Thoroughbreds feels like Wes Anderson’s attempt at a classic Noir film. The manner in which characters speak and the bone-dry sense of humor seeped throughout recall early Anderson pictures like Bottle Rocket and Rushmore. The East Coast-Connecticut setting and trials of a ridiculously wealthy family is a mix of Moonrise Kingdom and The Royal Tenenbaums. These are also the characters that populate the worlds of Whit Stillman (Metropolitan, The Last Days of Disco) and to some extent Hal Hartley (Henry Fool). But there’s also hints of P.T. Anderson in the mix, particularly the way crime is played for laughs yet balanced with pathos. The film’s original score recalls Jon Brion’s clunky percussion heavy work on Punch-Drunk Love. The movie is not afraid to show its inspirations.
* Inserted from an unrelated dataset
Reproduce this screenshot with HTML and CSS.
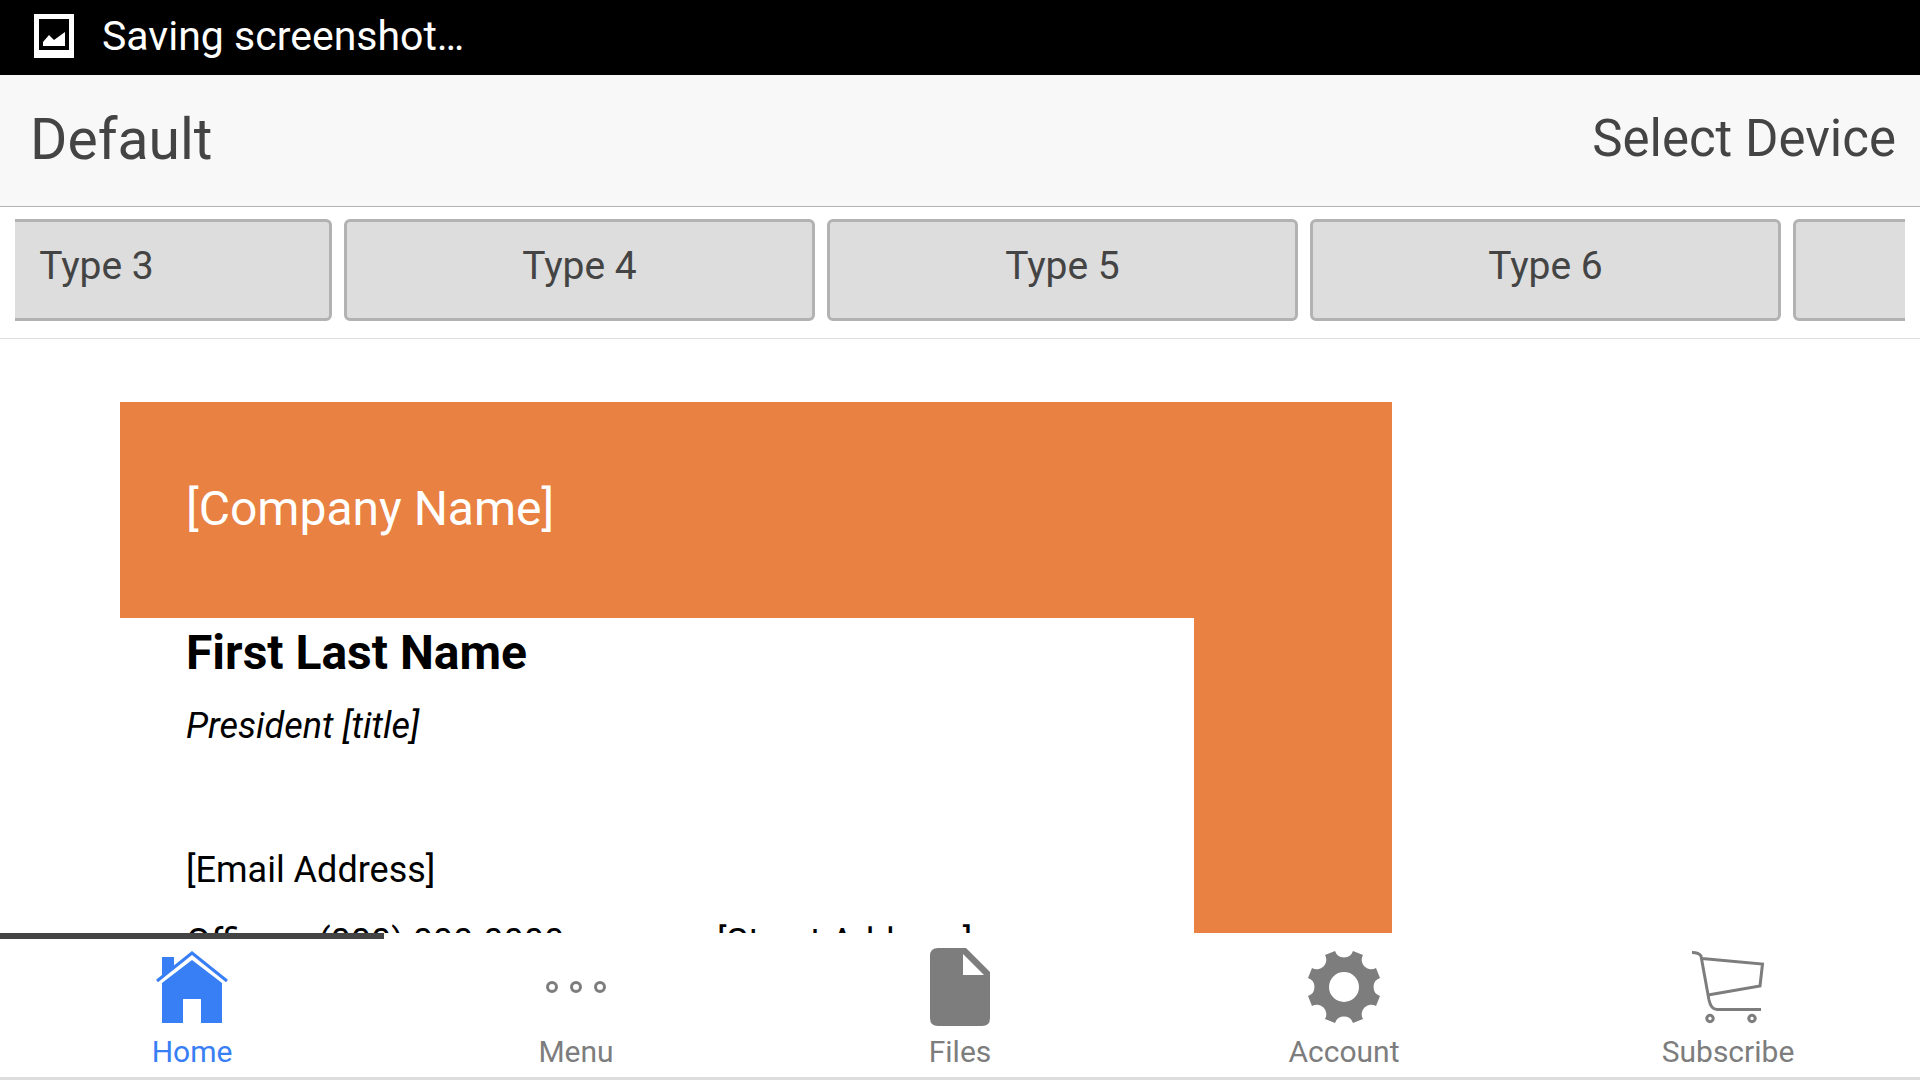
FILE: index.html
```html
<!DOCTYPE html>
<html lang="en">

<head>
  <meta charset="UTF-8">
  <meta name="viewport" content="width=device-width, initial-scale=1.0">
  <title>Business Card</title>
  <link rel="stylesheet" href="styles.css">
</head>

<body>

  <!-- Status bar -->
  <div class="status-bar">
    <svg class="status-icon" viewBox="0 0 40 44">
      <path fill="#fff" fill-rule="evenodd" d="M0 0H40V44H0ZM5 5V36H35V5Z" />
      <path fill="#fff" d="M9 32V28L15 21L20 26L31 18V32Z" />
    </svg>
    <span>Saving screenshot…</span>
  </div>

  <!-- Toolbar -->
  <header class="toolbar">
    <h1>Default</h1>
    <a href="#device">Select Device</a>
  </header>

  <!-- Card types -->
  <div class="types">
    <div class="types-scroll">
      <button type="button">Type 3</button>
      <button type="button">Type 4</button>
      <button type="button">Type 5</button>
      <button type="button">Type 6</button>
      <button type="button" aria-label="Type 7"></button>
    </div>
  </div>

  <!-- Card -->
  <main class="content">
    <div class="card">
      <div class="company">[Company Name]</div>
      <div class="card-body">
        <div class="details">
          <h2>First Last Name</h2>
          <p class="title">President [title]</p>
          <p class="email">[Email Address]</p>
          <div class="contact">
            <p class="phone"><span>Office:</span> <span>(000) 000-0000</span></p>
            <p>[Street Address]</p>
          </div>
        </div>
        <div class="stripe"></div>
      </div>
    </div>
  </main>

  <!-- Tabs -->
  <nav class="tabs">
    <a href="#home" class="active">
      <svg viewBox="0 0 78 78">
        <path fill="currentColor" d="M9 75V35L39 12L69 35V75H48V51H30V75ZM9 9H21V19L9 29Z" />
        <path fill="none" stroke="currentColor" stroke-width="3" d="M4 33L39 5L74 33" />
      </svg>
      <span>Home</span>
    </a>
    <a href="#menu">
      <svg viewBox="0 0 78 78">
        <g fill="none" stroke="currentColor" stroke-width="3">
          <circle cx="15" cy="39" r="4.5" />
          <circle cx="39" cy="39" r="4.5" />
          <circle cx="63" cy="39" r="4.5" />
        </g>
      </svg>
      <span>Menu</span>
    </a>
    <a href="#files">
      <svg viewBox="0 0 78 78">
        <path fill="currentColor" fill-rule="evenodd" d="M17 0H45L69 24V70Q69 78 61 78H17Q9 78 9 70V8Q9 0 17 0ZM42 6V27H63Z" />
      </svg>
      <span>Files</span>
    </a>
    <a href="#account">
      <svg viewBox="0 0 78 78">
        <path fill="currentColor" fill-rule="evenodd" d="M20 7L30 3A9.500 9.500 0 0 0 48 3L58 7A9.500 9.500 0 0 0 71 20L75 30A9.500 9.500 0 0 0 75 48L71 58A9.500 9.500 0 0 0 58 71L48 75A9.500 9.500 0 0 0 30 75L20 71A9.500 9.500 0 0 0 7 58L3 48A9.500 9.500 0 0 0 3 30L7 20A9.500 9.500 0 0 0 20 7ZM39 24A15 15 0 1 0 39 54A15 15 0 1 0 39 24Z" />
      </svg>
      <span>Account</span>
    </a>
    <a href="#subscribe">
      <svg viewBox="0 0 78 78">
        <g fill="none" stroke="currentColor" stroke-width="3">
          <path d="M3 4.500Q10 4.500 12 8L20 52Q22 61.500 28 61.500H72M13 10.500L73.500 16L71 38L19 47" />
          <circle cx="21" cy="70.500" r="3.200" />
          <circle cx="63" cy="70.500" r="3.200" />
        </g>
      </svg>
      <span>Subscribe</span>
    </a>
  </nav>

</body>

</html>
```
FILE: styles.css
```css
* {
  margin: 0;
  padding: 0;
  box-sizing: border-box;
  font-family: Roboto, sans-serif;
}

body {
  display: flex;
  flex-direction: column;
  height: 100vh;
  overflow: hidden;
  background: #fff;
}

a {
  color: inherit;
  text-decoration: none;
}

/* Status bar */
.status-bar {
  display: flex;
  align-items: center;
  gap: 28px;
  flex: none;
  height: 75px;
  padding: 0 34px 4px;
  background: #000;
  color: #fff;
  font-size: 41px;
}

.status-icon {
  width: 40px;
  height: 44px;
}

/* Toolbar */
.toolbar {
  display: flex;
  align-items: center;
  justify-content: space-between;
  flex: none;
  height: 132px;
  padding: 0 24px 4px 30px;
  background: #f8f8f8;
  border-bottom: 1px solid #b2b2b2;
  color: #444;
}

.toolbar h1 {
  padding-top: 2px;
  font-size: 57px;
  font-weight: 400;
}

.toolbar a {
  font-size: 51px;
}

/* Card types */
.types {
  flex: none;
  padding: 12px 15px 17px;
  border-bottom: 1px solid #ddd;
}

.types-scroll {
  display: flex;
  gap: 12px;
  overflow: hidden;
}

.types-scroll button {
  flex: none;
  width: 471px;
  height: 102px;
  padding-bottom: 8px;
  background: #ddd;
  border: 3px solid #b2b2b2;
  border-radius: 6px;
  color: #444;
  font-size: 39px;
}

/* the strip is scrolled part way through the first type */
.types-scroll button:first-child {
  margin-left: -154px;
}

/* Card */
.content {
  flex: 1;
  min-height: 0;
  overflow: hidden;
  padding: 63px 120px 0;
}

.card {
  max-width: 1272px;
}

.company {
  height: 216px;
  padding-left: 66px;
  background: #e88141;
  color: #fff;
  font-size: 48px;
  line-height: 214px;
}

.card-body {
  display: flex;
}

.details {
  flex: 1;
  padding-left: 66px;
  font-size: 36px;
  line-height: 72px;
}

.details h2 {
  margin-bottom: 2px;
  font-size: 48px;
  line-height: 70px;
}

.title {
  font-style: italic;
}

.email {
  margin-top: 72px;
}

.contact {
  display: grid;
  grid-template-columns: 531px 1fr;
}

.phone {
  display: flex;
  gap: 30px;
}

.stripe {
  width: 198px;
  min-height: 500px;
  background: #e88141;
}

/* Tabs */
.tabs {
  display: flex;
  flex: none;
  height: 147px;
  border-bottom: 3px solid #ddd;
}

.tabs a {
  display: flex;
  flex: 1;
  flex-direction: column;
  align-items: center;
  border-top: 6px solid transparent;
  padding-top: 9px;
  color: #7d7d7d;
  font-size: 30px;
}

.tabs a.active {
  border-top-color: #444;
  color: #387ef5;
}

.tabs svg {
  width: 78px;
  height: 78px;
  margin-bottom: 8px;
}
```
There’s an energy cutting through Thoroughbreds, constant forward propulsion that these characters are moving towards an inevitable moment in their lives. The roles of Amanda (Olivia Cooke) and Lily (Anya Taylor-Joy) are played so fantastically, set up as opposing forces from the start. Cooke finds a place with Amanda’s lack of emotion and feeling that isn’t artificially, there are key moments where some sense breaks through, but always muted always a question about it being forced because she believes that is what people are supposed to do. Lily, on the other hand, is always sitting at the edge of an emotional explosion that never comes. You can see her hackles go up when Mark enters the room or starts working out on his absurdly loud rowing machine. She’s always coming right up to the edge, gritting her teeth and holding back.
Between these two is dropped Tim (the late Anton Yelchin in his final role), a townie whose most significant claim to fame is being a registered sex offender after he was caught have sex with a seventeen-year-old. Tim has aspirations to be the one in control, making grandiose claims about ascending the ladder of organized crime in the next five to ten years. Amanda reminds him he works in the kitchen of a retirement home to which he tries to downplay this as only a part-time job. When questioned about owning a gun he gets irritated only to pull said gun when he’s in Lily’s house. The girls come up with a plan to get Tim’s hands dirty as the killer of Mark but as these sorts of movies go that plan will not go as we think.
There’s an incredibly enlightening moment in the third act where we finally get to hear Mark speak for more than a sentence or two. He confronts Lily about her worldview, and he makes a lot of sense. Mark never strikes his wife or step-daughter, and there’s never a sense that he has sexually assaulted either. Mark is most certainly a massive dick as put on display when he goes off verbally on his wife. His rules are always enforced in a comically passive-aggressive manner. So, when he lays out to Lily how he sees her point of view in relationships with other, the audience can’t help but be surprised that they find themselves nodding their head in agreement. Hell, even Amanda tells Lily in the next scene that Mark isn’t wrong about what he said.
The film brilliantly works on a surface level of a crime thriller but also a psychological drama, centered around the unfeeling Amanda and whether she will learn to experience the world differently or if she is perfectly happy with how she is. The film does deliver a sort of answer about both. However, the latter issue of Amanda’s journey in life is the one that will linger with you the longest.